IPM entails the thorough inspection of infested homes so that the necessary control measures can be taken, and insecticides are only used if all non-chemical control methods are inadequate. As it happens, most pest infestations can be eliminated indefinitely by combining multiple non-chemical control strategies. These strategies include the elimination of all entry points that allow pests into homes, and the elimination of both indoor and outdoor conditions that attract and favor pests. Some non-chemical methods of pest extermination include growth regulators, pheromone traps, high heat treatments, mechanical traps and botanical extracts. However, the popularity of IPM has led to a rise in dubious non-chemical pest control methods that are regularly featured on infomercials and sold in retail stores. Ultrasonic pest repellents are one of the most well known of these questionable pest control products.

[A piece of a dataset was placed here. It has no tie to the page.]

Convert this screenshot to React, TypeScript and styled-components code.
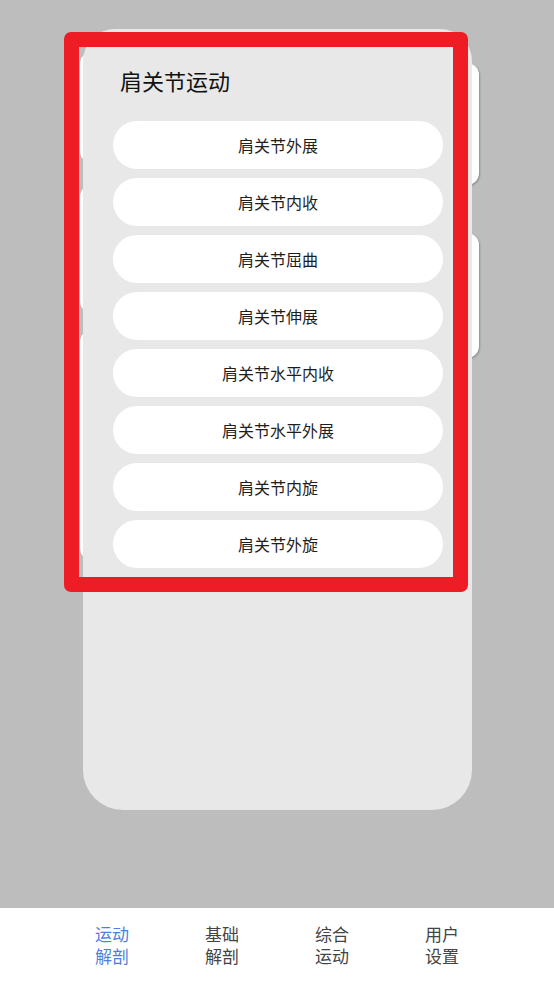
import React from "react";
import styled, { createGlobalStyle } from "styled-components";

const moves = [
  "肩关节外展",
  "肩关节内收",
  "肩关节屈曲",
  "肩关节伸展",
  "肩关节水平内收",
  "肩关节水平外展",
  "肩关节内旋",
  "肩关节外旋",
];

const tabs = [
  { top: "运动", bottom: "解剖", active: true },
  { top: "基础", bottom: "解剖", active: false },
  { top: "综合", bottom: "运动", active: false },
  { top: "用户", bottom: "设置", active: false },
];

// cards of the deck that peek out behind the open one
const backCards = [
  { side: "left", top: 23, height: 111 },
  { side: "left", top: 156, height: 128 },
  { side: "left", top: 301, height: 230 },
  { side: "right", top: 34, height: 122 },
  { side: "right", top: 204, height: 125 },
];

function App() {
  return (
    <>
      <GlobalStyle />
      <Page>
        <Stage>
          <Deck>
            {backCards.map((c, i) => (
              <BackCard key={i} side={c.side} style={{ top: c.top, height: c.height }} />
            ))}
            <Panel>
              <Title>肩关节运动</Title>
              <MoveList>
                {moves.map((m) => (
                  <MoveButton key={m}>{m}</MoveButton>
                ))}
              </MoveList>
            </Panel>
          </Deck>
          <Highlight />
        </Stage>
        <TabBar>
          {tabs.map((t) => (
            <TabItem key={t.top} active={t.active}>
              <TabLine>{t.top}</TabLine>
              <TabLine>{t.bottom}</TabLine>
            </TabItem>
          ))}
        </TabBar>
      </Page>
    </>
  );
}

const GlobalStyle = createGlobalStyle`
  html, body {
    margin: 0;
    padding: 0;
    background: #bdbdbd;
    font-family: "Noto Sans CJK SC", "Noto Sans", sans-serif;
  }
`;

const Page = styled.div`
  width: 554px;
  height: 985px;
  display: flex;
  flex-direction: column;
  background: #bdbdbd;
  overflow: hidden;
`;

const Stage = styled.div`
  position: relative;
  height: 908px;
  padding: 29px 0 0 83px;
  box-sizing: border-box;
`;

const Deck = styled.div`
  position: relative;
  width: 389px;
  height: 781px;
`;

const BackCard = styled.div<{ side: string }>`
  position: absolute;
  width: 200px;
  background: #ffffff;
  border-radius: 12px;
  ${(p) =>
    p.side === "right"
      ? "right: -7px; box-shadow: 1px 1px 2px rgba(0,0,0,0.25);"
      : "left: -3px;"}
`;

const Panel = styled.div`
  position: relative;
  height: 100%;
  background: #e8e8e8;
  border-radius: 32px 32px 40px 40px;
  padding: 38px 29px 0 30px;
  box-sizing: border-box;
  display: flex;
  flex-direction: column;
`;

const Title = styled.div`
  font-size: 22px;
  line-height: 26px;
  color: #111;
  padding-left: 7px;
  margin-bottom: 28px;
`;

const MoveList = styled.div`
  display: flex;
  flex-direction: column;
  gap: 9px;
`;

const MoveButton = styled.div`
  height: 48px;
  border-radius: 24px;
  background: #ffffff;
  display: flex;
  align-items: center;
  justify-content: center;
  font-size: 16px;
  color: #1e1e1e;
`;

const Highlight = styled.div`
  position: absolute;
  left: 64px;
  top: 32px;
  width: 404px;
  height: 560px;
  box-sizing: border-box;
  border: 15px solid #ee1c25;
  border-radius: 7px;
  pointer-events: none;
`;

const TabBar = styled.div`
  height: 77px;
  padding-bottom: 3px;
  box-sizing: border-box;
  background: #ffffff;
  display: flex;
  justify-content: center;
  align-items: center;
`;

const TabItem = styled.div<{ active: boolean }>`
  width: 110px;
  display: flex;
  flex-direction: column;
  align-items: center;
  font-size: 17px;
  color: ${(p) => (p.active ? "#4f7fd9" : "#444444")};
`;

const TabLine = styled.span`
  display: block;
  height: 22px;
  line-height: 22px;
  overflow: visible;
`;

export default App;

Ultrasonic pest repellents are electronic devices that produce sound waves of 1800 Hz or more, which is imperceptible to humans and highly discomforting to arthropod pests, or so it’s claimed. Ultrasonic repellent devices are marketed as being effective for the control of spiders, scorpions and insect pests, and they work by either disrupting the normal acoustic sounds communicated by arthropod pests or by causing tremendous annoyance, confusion and/or fear in arthropod pests. Of the numerous studies that have investigated the efficacy of these devices, none have shown that ultrasonic pest repellents as being adequate for the control of arthropod pests.

One study demonstrated that cockroaches fail to alter their behavior when in the vicinity of an ultrasonic repellent device, and another study showed that mosquitoes seem to be attracted to ultrasonic frequencies. While some studies have shown that insects like crickets initially seem disturbed by high frequency sounds, they later become habituated to ultrasonic frequencies. In response to false advertising claims, the Federal Trade Commission has sent warning letters to more than 60 companies that produce ultrasonic pest repellents. This serves as a pretty good indication that ultrasonic pest repellents may not be worth the money.

Have you ever purchased an electronic pest control device?